7 Gilles Gaston-Dreyfus nous offre, en prime, un grand morceau de bravoure: son récit d'un prétendu sauvetage lors d'une plongée sous-marine. Il y a du Tartarin de Tarascon dans cette interprétation là...
Quelques réserves
Il y en a un ou deux, mais ils ont si peu d'ampleur qu'ils ne méritent pas qu'on les évoque. Je vous laisse les deviner, si vous avez la bonne idée d'y aller...
Encore un mot...
Qui seront trois:
1 Gérald Sibleyras est bien modeste en s'appuyant sur Labiche dans l'énoncé du titre et la présentation de sa pièce: elle se suffit à elle-même, sans avoir besoin de béquilles même si, effectivement, Sibleyras a pu s'inspirer du maître, avec Feydeau, du théâtre de boulevard d'avant 1914.
2 Avec cette pièce, Gérald Sibleyras confirme qu'il est, sans doute, avec Eric Assous, le meilleur auteur français de comédie, aujourd'hui, qu'on les qualifie ou non de boulevard.

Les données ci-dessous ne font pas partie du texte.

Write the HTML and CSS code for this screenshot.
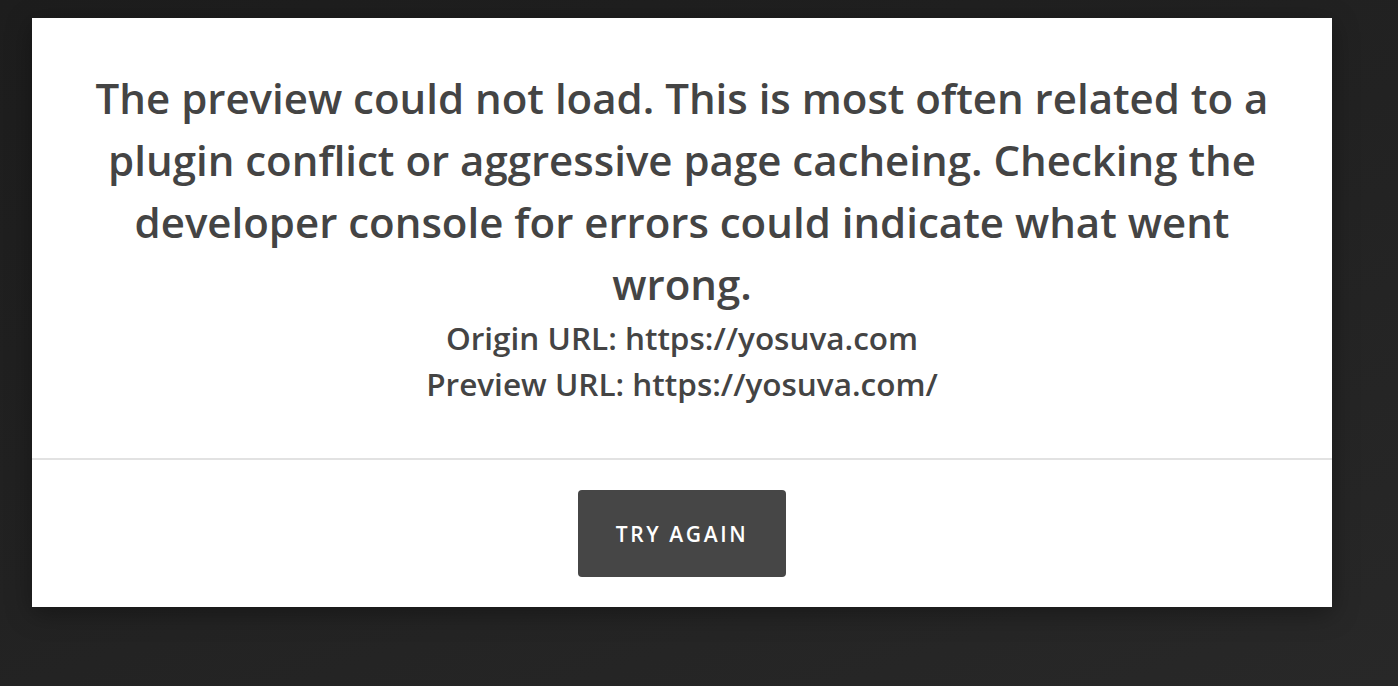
FILE: index.html
```html
<!DOCTYPE html>
<html lang="en">
<head>
    <meta charset="UTF-8">
    <meta name="viewport" content="width=device-width, initial-scale=1.0">
    <title>Preview error</title>
    <link rel="stylesheet" href="styles.css">
</head>
<body>
    <div class="modal">
        <div class="modal-body">
            <h2 class="message">The preview could not load. This is most often related to a plugin conflict or aggressive page cacheing. Checking the developer console for errors could indicate what went wrong.</h2>
            <p class="url-line">Origin URL: https://yosuva.com</p>
            <p class="url-line">Preview URL: https://yosuva.com/</p>
        </div>
        <div class="modal-footer">
            <button class="btn-retry" type="button">Try again</button>
        </div>
    </div>
</body>
</html>
```

FILE: styles.css
```css
* {
    margin: 0;
    padding: 0;
    box-sizing: border-box;
}

body {
    font-family: 'Open Sans', 'Noto Sans', sans-serif;
    background: linear-gradient(160deg, #1d1d1d 0%, #222 50%, #282828 100%);
    min-height: 100vh;
    padding: 18px 66px 0 32px;
    color: #444;
}

.modal {
    width: 1300px;
    background: #fff;
    box-shadow: 0 6px 24px rgba(0, 0, 0, 0.35);
}

.modal-body {
    padding: 49px 60px 51px;
    text-align: center;
    border-bottom: 2px solid #e2e2e2;
}

.message {
    font-size: 42px;
    font-weight: 600;
    line-height: 62px;
}

.url-line {
    font-size: 31.5px;
    font-weight: 600;
    line-height: 46px;
}

.modal-footer {
    display: flex;
    justify-content: center;
    padding: 30px 0 30px;
}

.btn-retry {
    width: 208px;
    height: 87px;
    background: #464646;
    color: #fff;
    border: none;
    border-radius: 4px;
    font-family: 'Open Sans', 'Noto Sans', sans-serif;
    font-size: 21px;
    font-weight: 600;
    letter-spacing: 2.6px;
    text-transform: uppercase;
    cursor: pointer;
}
```
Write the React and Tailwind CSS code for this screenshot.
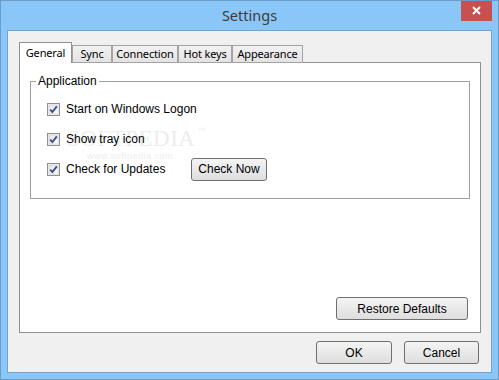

3 Il y a eu, depuis septembre, à l'affiche, tellement de pièces prétentieuses, frôlant le ridicule, voire la nullité, que ça fait vraiment plaisir de voir s'exprimer un humour tout simple, capable de toucher aussi bien les Normaliens que les titulaires de l'ancien BEPC ou équivalent...
Une phrase
La vie à Saint Barth:
"On se baigne, on se sèche, et une fois qu'on est sec, on se rebaigne"...
L'auteur
Gérald Sibleyras est l'une des figures les plus attachantes et les plus fécondes du théâtre français d'aujourd'hui, à la fois en tant qu'adaptateur ("Des Fleurs pour Algernon", c'est lui) et en tant q'auteur de comédies pleines de subtilité et de finesse, comme ces deux pièces qu'il a écrites avec Jean Dell, "Un Petit jeu sans conséquence" et "Une heure et demie plus tard".